Lesson plans AI generates with minimal context are adequate but formulaic. The inputs that elevate output quality are: the specific standard or objective stated as what students will be able to do (not what they will cover), the exact duration broken into phases, the materials available in the specific classroom, the prior knowledge students bring, and one instructional constraint such as no devices, individual work only, or a specific discussion structure. When you provide these inputs, AI produces a lesson that feels purpose-built — one where a teacher can walk in, read the plan, and execute without significant on-the-fly decisions.

Step-by-step guide

1

Define subject, grade, and objective

Specify the subject, grade level, lesson duration, and the single most important thing students should be able to do by the end.

2

Design the instructional sequence

Ask AI to structure the lesson as: hook, instruction, guided practice, independent practice, and closure.

3

Write differentiation strategies

Ask for specific modifications for students who are below, at, and above grade level for the same activity.

4

Create the assessment

Ask AI to write a 5-question formative assessment that directly measures the stated learning objective.

Ready-to-use prompts

Full lesson plan from learning objective
Create a [DURATION]-minute lesson plan for [GRADE LEVEL] [SUBJECT] on [SPECIFIC TOPIC]. Learning objective — what students will be able to do by the end: [SPECIFIC, MEASURABLE OBJECTIVE]. Prior knowledge: [WHAT STUDENTS ALREADY KNOW ABOUT THIS TOPIC]. Available materials: [LIST KEY MATERIALS OR CONSTRAINTS]. Structure: 1) hook or activating activity (5-8 minutes), 2) direct instruction (specify minutes), 3) guided practice with the whole class, 4) independent or partner practice, 5) exit ticket that directly measures the stated objective. Include: differentiation notes for below-grade and above-grade students, and the exact questions to ask during guided practice.

Why it works

Stating the objective as what students will do forces backward design — ensuring every activity is justified by whether it builds toward that specific outcome rather than covering content for its own sake.

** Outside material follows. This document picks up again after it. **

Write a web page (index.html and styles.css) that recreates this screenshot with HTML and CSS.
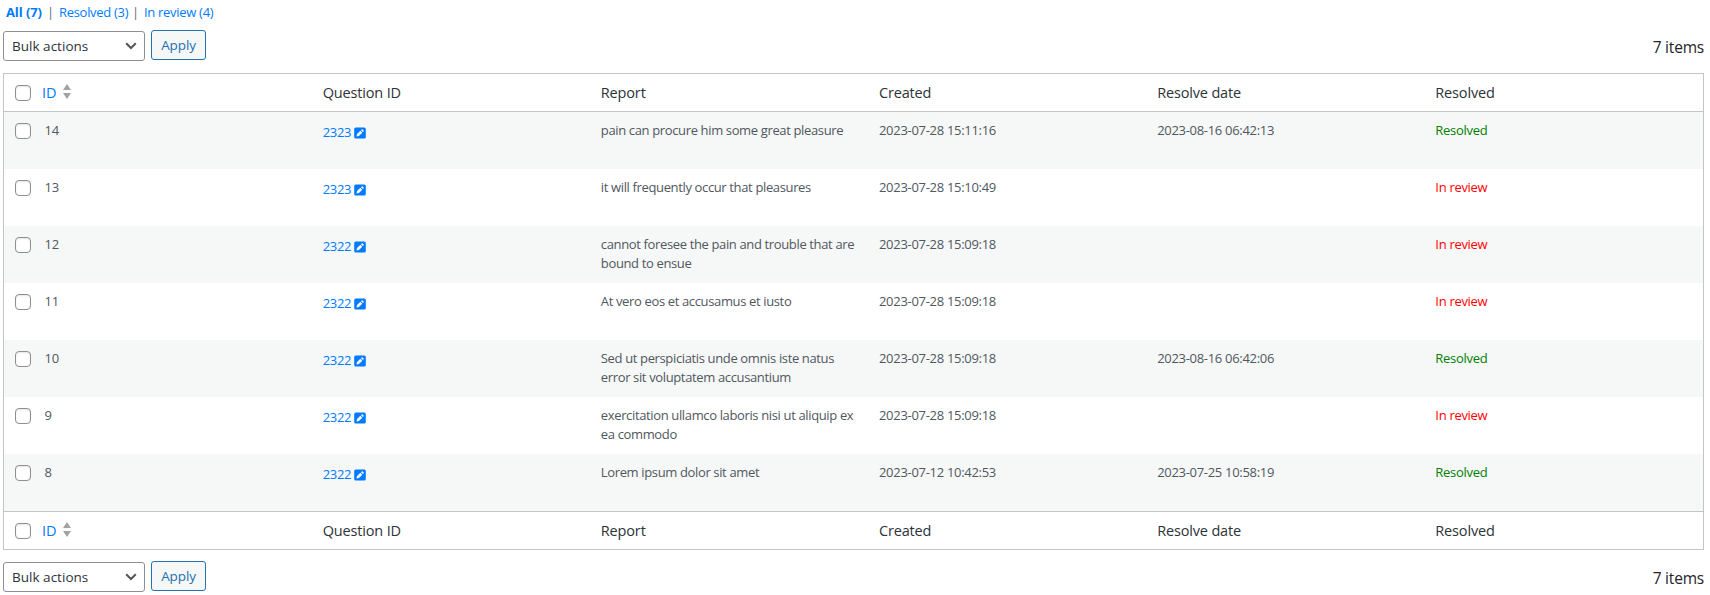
FILE: index.html
```
<!DOCTYPE html>
<html lang="en">
<head>
<meta charset="utf-8">
<title>Reports</title>
<link rel="stylesheet" href="styles.css">
</head>
<body>
<svg class="defs" width="0" height="0" aria-hidden="true">
  <symbol id="edit" viewBox="0 0 12 12">
    <rect x="0.2" y="0.5" width="11.6" height="11" rx="1.6" fill="#007bff"/>
    <path d="M2.5 9.5 3 7.1 6.4 3.8 8.3 5.7 4.9 9.1Z" fill="#fff"/>
    <path d="M7 3.2 7.7 2.5Q8.2 2.1 8.7 2.5L9.5 3.3Q9.9 3.8 9.5 4.4L8.9 5.1Z" fill="#fff"/>
  </symbol>
  <symbol id="sort" viewBox="0 0 8 15">
    <path d="M4 0 8 6H0ZM0 9H8L4 15Z" fill="#a0a2a4"/>
  </symbol>
  <symbol id="chevron" viewBox="0 0 12 8">
    <path d="M1.2 1.3 6 6 10.8 1.3" fill="none" stroke="#555" stroke-width="2"/>
  </symbol>
</svg>
<main class="page">
  <nav class="views"><a class="current" href="#">All (7)</a><i>|</i><a class="v-res" href="#">Resolved (3)</a><i>|</i><a class="v-rev" href="#">In review (4)</a></nav>
  <div class="tablenav">
    <div class="select"><span>Bulk actions</span><svg class="chevron"><use href="#chevron"/></svg></div>
    <button class="apply">Apply</button>
    <span class="count">7 items</span>
  </div>
  <section class="table">
    <div class="row head"><span class="check"></span><a class="sortable" href="#">ID<svg class="sort"><use href="#sort"/></svg></a><span>Question ID</span><span>Report</span><span>Created</span><span>Resolve date</span><span>Resolved</span></div>
    <div class="row item"><span class="check"></span><span class="id">14</span><a href="#">2323<svg class="edit"><use href="#edit"/></svg></a><span class="report">pain can procure him some great pleasure</span><span class="date">2023-07-28 15:11:16</span><span class="date">2023-08-16 06:42:13</span><span class="resolved">Resolved</span></div>
    <div class="row item"><span class="check"></span><span class="id">13</span><a href="#">2323<svg class="edit"><use href="#edit"/></svg></a><span class="report">it will frequently occur that pleasures</span><span class="date">2023-07-28 15:10:49</span><span></span><span class="review">In review</span></div>
    <div class="row item"><span class="check"></span><span class="id">12</span><a href="#">2322<svg class="edit"><use href="#edit"/></svg></a><span class="report">cannot foresee the pain and trouble that are<br>bound to ensue</span><span class="date">2023-07-28 15:09:18</span><span></span><span class="review">In review</span></div>
    <div class="row item"><span class="check"></span><span class="id">11</span><a href="#">2322<svg class="edit"><use href="#edit"/></svg></a><span class="report">At vero eos et accusamus et iusto</span><span class="date">2023-07-28 15:09:18</span><span></span><span class="review">In review</span></div>
    <div class="row item"><span class="check"></span><span class="id">10</span><a href="#">2322<svg class="edit"><use href="#edit"/></svg></a><span class="report">Sed ut perspiciatis unde omnis iste natus<br>error sit voluptatem accusantium</span><span class="date">2023-07-28 15:09:18</span><span class="date">2023-08-16 06:42:06</span><span class="resolved">Resolved</span></div>
    <div class="row item"><span class="check"></span><span class="id">9</span><a href="#">2322<svg class="edit"><use href="#edit"/></svg></a><span class="report">exercitation ullamco laboris nisi ut aliquip ex<br>ea commodo</span><span class="date">2023-07-28 15:09:18</span><span></span><span class="review">In review</span></div>
    <div class="row item"><span class="check"></span><span class="id">8</span><a href="#">2322<svg class="edit"><use href="#edit"/></svg></a><span class="report">Lorem ipsum dolor sit amet</span><span class="date">2023-07-12 10:42:53</span><span class="date">2023-07-25 10:58:19</span><span class="resolved">Resolved</span></div>
    <div class="row head foot"><span class="check"></span><a class="sortable" href="#">ID<svg class="sort"><use href="#sort"/></svg></a><span>Question ID</span><span>Report</span><span>Created</span><span>Resolve date</span><span>Resolved</span></div>
  </section>
  <div class="tablenav bottom">
    <div class="select"><span>Bulk actions</span><svg class="chevron"><use href="#chevron"/></svg></div>
    <button class="apply">Apply</button>
    <span class="count">7 items</span>
  </div>
</main>
</body>
</html>
```
FILE: styles.css
```
* { box-sizing: border-box; }
body { margin: 0; background: #fff; color: #50575e; font: 13px/19px "Open Sans", "Noto Sans", sans-serif; }
a { color: #007bff; text-decoration: none; }
.defs { display: block; }
.page { width: 1704px; padding: 3px 0 0 3px; }
.views { display: flex; height: 20px; padding-left: 3px; letter-spacing: -0.3px; }
.views a { white-space: nowrap; }
.views i { width: 17px; font-style: normal; text-align: center; color: #646970; }
.views .current { width: 36px; font-weight: 700; letter-spacing: -0.1px; }
.views .v-res { width: 68px; }
.tablenav { display: flex; height: 50px; padding-top: 7px; align-items: flex-start; }
.select { display: flex; width: 142px; height: 30px; margin-top: 1px; padding: 0 7px 0 8px; align-items: center; justify-content: space-between; border: 1px solid #8c8f94; border-radius: 3px; color: #2c3338; font-size: 13.5px; letter-spacing: -0.2px; }
.select { letter-spacing: -0.2px; }
.tablenav .select span { letter-spacing: 0.02px; margin-left: -1px; padding-left: 1px; }
.chevron { width: 12px; height: 8px; }
.apply { width: 55px; height: 30px; margin: 0 0 0 6px; padding: 0; border: 1px solid #2271b1; border-radius: 3px; background: #f6f7f7; color: #2271b1; font: 13.5px/26px "Open Sans", sans-serif; letter-spacing: -0.1px; }
.count { margin: 6px 0 0 auto; color: #212529; font-size: 15.5px; line-height: 22px; letter-spacing: -0.2px; }
.table { width: 1701px; border: 1px solid #c3c4c7; }
.row { display: grid; grid-template-columns: 30px repeat(6, 1fr); }
.head { height: 38px; border-bottom: 1px solid #c3c4c7; padding-top: 8px; color: #2c3338; font-size: 14.5px; line-height: 22px; letter-spacing: -0.16px; }
.head > *, .item > * { padding-left: 10.5px; }
.foot { border-top: 1px solid #c3c4c7; border-bottom: 0; }
.head .sortable { display: flex; padding-left: 8px; }
.sort { width: 8px; height: 15px; margin: 2px 0 0 7px; }
.item { height: 57px; padding-top: 9px; letter-spacing: -0.3px; }
.item:nth-child(even) { background: #f6f7f7; }
.row .check { width: 16px; height: 16px; margin: 3px 0 0 11px; padding: 0; border: 1px solid #8c8f94; border-radius: 4px; background: #fff; box-shadow: inset 0 1px 2px rgba(0, 0, 0, .1); }
.item .check { margin-top: 2px; }
.item a { padding-top: 2px; }
.edit { width: 12px; height: 12px; margin-left: 3px; vertical-align: -2px; }
.report { white-space: nowrap; letter-spacing: -0.36px; }
.resolved { color: #008000; }
.review { color: #f00; }
.bottom { height: 45px; padding-top: 11px; }
```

Three-level differentiated activity set
Take this lesson activity: [DESCRIBE THE ACTIVITY]. Write three versions for a [GRADE LEVEL] [SUBJECT] class: 1) scaffolded version for below-grade students (reduce language complexity, add sentence starters or graphic organizer, break into smaller steps), 2) the on-grade version as written, 3) extension version for students who finish early (add an application layer, comparison, or real-world connection requiring higher-order thinking). All three versions must address the same learning objective: [STATE OBJECTIVE]. Each version should take approximately the same amount of time to complete.

Why it works

Generating all three differentiation levels simultaneously saves planning time while ensuring all versions remain aligned to the same objective rather than drifting in different directions.

Practical tips

  • State the learning objective as what students will be able to do, not what you will teach — this forces backward design and ensures every activity is justified by the endpoint.
  • Time-box each lesson phase in your prompt and ask AI to flag if any phase seems over-allocated or insufficient for the stated objective.
  • Ask for the specific questions you will ask during guided practice — the quality of teacher questions is what determines whether guided practice produces understanding or just compliance.
  • Generate the exit ticket before designing the practice activities — knowing exactly what you are measuring makes the activities more targeted.
  • Ask AI to identify one common misconception students bring to this topic and write an anticipation guide question that surfaces it at the start of the lesson.